The 1997 Southeast Asian Games (Pesta Olahraga Asia Tenggara 1997), officially known as the 19th Southeast Asian Games (Pesta Olahraga Asia Tenggara ke-19; the 19th SEA Games), were a Southeast Asian multi-sport event held in Jakarta, Indonesia. This was the third time that Indonesia hosted the games. Jakarta also hosted the SEA Games in 1979 and 1987.

Around 4,696 athletes from 10 participating nations participated at the games, which featured 440 events in 34 sports. The games were held from 11 to 19 October 1997, although several events had commenced from 5 October 1997. The games was opened by Soeharto, the President of Indonesia at the Gelora Bung Karno Stadium, which was then known at the time as Senayan Sports Stadium.

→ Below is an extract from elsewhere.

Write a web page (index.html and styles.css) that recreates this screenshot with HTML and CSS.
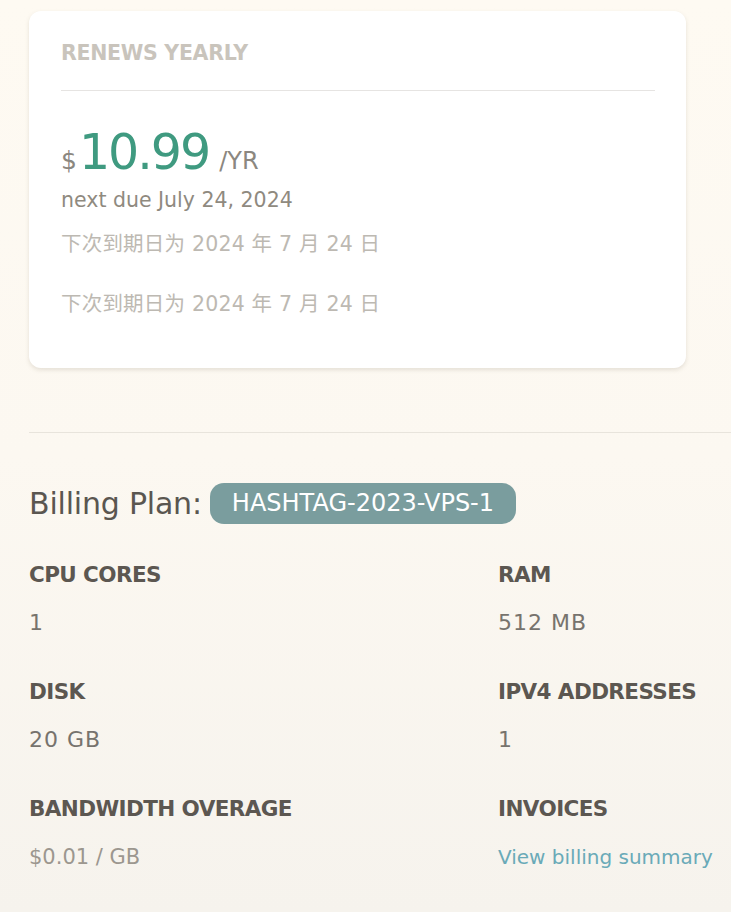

The final medal tally was led by hosts Indonesia, followed by Thailand and Malaysia. Several Games and national records were broken during the games. The games were deemed generally successful with the rising standard of competition amongst the Southeast Asian nations.

==Development and preparation==
The Organizing Committee of the 19th SEA Games Jakarta 1997 (JASOC) led by Wismoyo Arismunandar was formed to oversee the staging of the games.

===Venues===
The 1997 Southeast Asian Games used a mix of new, existing and temporary venues. Some major retrofitting work were done in most venues, although they had been used to host major multi-disciplinary events such as the 1962 Asian Games, the 1979 Southeast Asian Games and the 1987 Southeast Asian Games.

At the centrepiece of the activities was the Gelora Bung Karno Sports Complex, then Senayan Sports Complex which was completed on 24 July 1962. Incorporating the 120,800-seat national stadium at that time, it hosted most of the events.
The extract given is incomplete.